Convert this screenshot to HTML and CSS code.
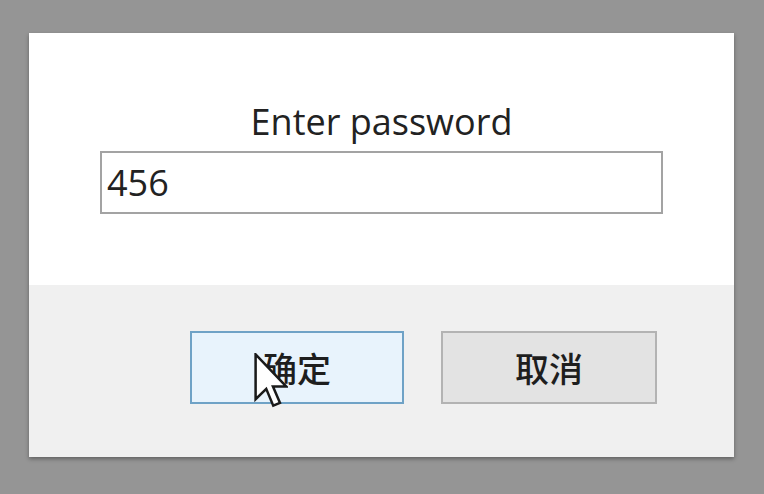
FILE: index.html
```html
<!DOCTYPE html>
<html>
<head>
<meta charset="utf-8">
<link rel="stylesheet" href="styles.css">
</head>
<body>
<div class="dialog">
  <div class="dialog-body">
    <div class="prompt">Enter password</div>
    <div class="field">456</div>
  </div>
  <div class="dialog-footer">
    <div class="btn btn-primary">确定
      <svg class="cursor" width="34" height="56" viewBox="0 0 12 20">
        <path d="M0.5 0.5 L0.5 16.5 L4.3 12.8 L6.8 18.8 L9.2 17.8 L6.7 12 L11.5 12 Z" fill="#fff" stroke="#1a1a1a" stroke-width="0.9" stroke-linejoin="miter"/>
      </svg>
    </div>
    <div class="btn">取消</div>
  </div>
</div>
</body>
</html>
```
FILE: styles.css
```css
html, body {
  margin: 0;
  padding: 0;
}
body {
  background: #959595;
  width: 764px;
  height: 494px;
  overflow: hidden;
  padding-top: 33px;
  padding-left: 29px;
  box-sizing: border-box;
  font-family: "Open Sans", "Noto Sans", sans-serif;
  color: #222;
}
.dialog {
  width: 705px;
  height: 424px;
  display: flex;
  flex-direction: column;
  box-shadow: 0 2px 4px rgba(0,0,0,0.35);
}
.dialog-body {
  background: #fff;
  height: 252px;
  display: flex;
  flex-direction: column;
  align-items: center;
  padding-top: 67px;
  box-sizing: border-box;
}
.prompt {
  font-size: 36px;
  line-height: 44px;
  margin-bottom: 7px;
}
.field {
  width: 563px;
  height: 63px;
  box-sizing: border-box;
  border: 2px solid #a3a3a3;
  padding-left: 5px;
  font-size: 36px;
  line-height: 59px;
}
.dialog-footer {
  flex: 1;
  background: #f0f0f0;
  display: flex;
  justify-content: flex-end;
  align-items: flex-start;
  gap: 37px;
  padding-top: 46px;
  padding-right: 77px;
  box-sizing: border-box;
}
.btn {
  position: relative;
  width: 216px;
  height: 73px;
  box-sizing: border-box;
  border: 2px solid #b3b3b3;
  background: #e3e3e3;
  display: flex;
  align-items: center;
  justify-content: center;
  font-family: "Noto Sans CJK SC", sans-serif;
  font-size: 34px;
  font-weight: 500;
  color: #1e1e1e;
}
.btn-primary {
  width: 214px;
  border-color: #6fa2c6;
  background: #e8f3fc;
}
.cursor {
  position: absolute;
  left: 62px;
  top: 20px;
}
```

What the task asks:
Make an exact copy of all the material, but keep the pictures out of it.

Written reply:
Convert this screenshot to HTML and CSS code.
FILE: index.html
```html
<!DOCTYPE html>
<html>
<head>
<meta charset="utf-8">
<link rel="stylesheet" href="styles.css">
</head>
<body>
<div class="dialog">
  <div class="dialog-body">
    <div class="prompt">Enter password</div>
    <div class="field">456</div>
  </div>
  <div class="dialog-footer">
    <div class="btn btn-primary">确定
      <svg class="cursor" width="34" height="56" viewBox="0 0 12 20">
        <path d="M0.5 0.5 L0.5 16.5 L4.3 12.8 L6.8 18.8 L9.2 17.8 L6.7 12 L11.5 12 Z" fill="#fff" stroke="#1a1a1a" stroke-width="0.9" stroke-linejoin="miter"/>
      </svg>
    </div>
    <div class="btn">取消</div>
  </div>
</div>
</body>
</html>
```
FILE: styles.css
```css
html, body {
  margin: 0;
  padding: 0;
}
body {
  background: #959595;
  width: 764px;
  height: 494px;
  overflow: hidden;
  padding-top: 33px;
  padding-left: 29px;
  box-sizing: border-box;
  font-family: "Open Sans", "Noto Sans", sans-serif;
  color: #222;
}
.dialog {
  width: 705px;
  height: 424px;
  display: flex;
  flex-direction: column;
  box-shadow: 0 2px 4px rgba(0,0,0,0.35);
}
.dialog-body {
  background: #fff;
  height: 252px;
  display: flex;
  flex-direction: column;
  align-items: center;
  padding-top: 67px;
  box-sizing: border-box;
}
.prompt {
  font-size: 36px;
  line-height: 44px;
  margin-bottom: 7px;
}
.field {
  width: 563px;
  height: 63px;
  box-sizing: border-box;
  border: 2px solid #a3a3a3;
  padding-left: 5px;
  font-size: 36px;
  line-height: 59px;
}
.dialog-footer {
  flex: 1;
  background: #f0f0f0;
  display: flex;
  justify-content: flex-end;
  align-items: flex-start;
  gap: 37px;
  padding-top: 46px;
  padding-right: 77px;
  box-sizing: border-box;
}
.btn {
  position: relative;
  width: 216px;
  height: 73px;
  box-sizing: border-box;
  border: 2px solid #b3b3b3;
  background: #e3e3e3;
  display: flex;
  align-items: center;
  justify-content: center;
  font-family: "Noto Sans CJK SC", sans-serif;
  font-size: 34px;
  font-weight: 500;
  color: #1e1e1e;
}
.btn-primary {
  width: 214px;
  border-color: #6fa2c6;
  background: #e8f3fc;
}
.cursor {
  position: absolute;
  left: 62px;
  top: 20px;
}
```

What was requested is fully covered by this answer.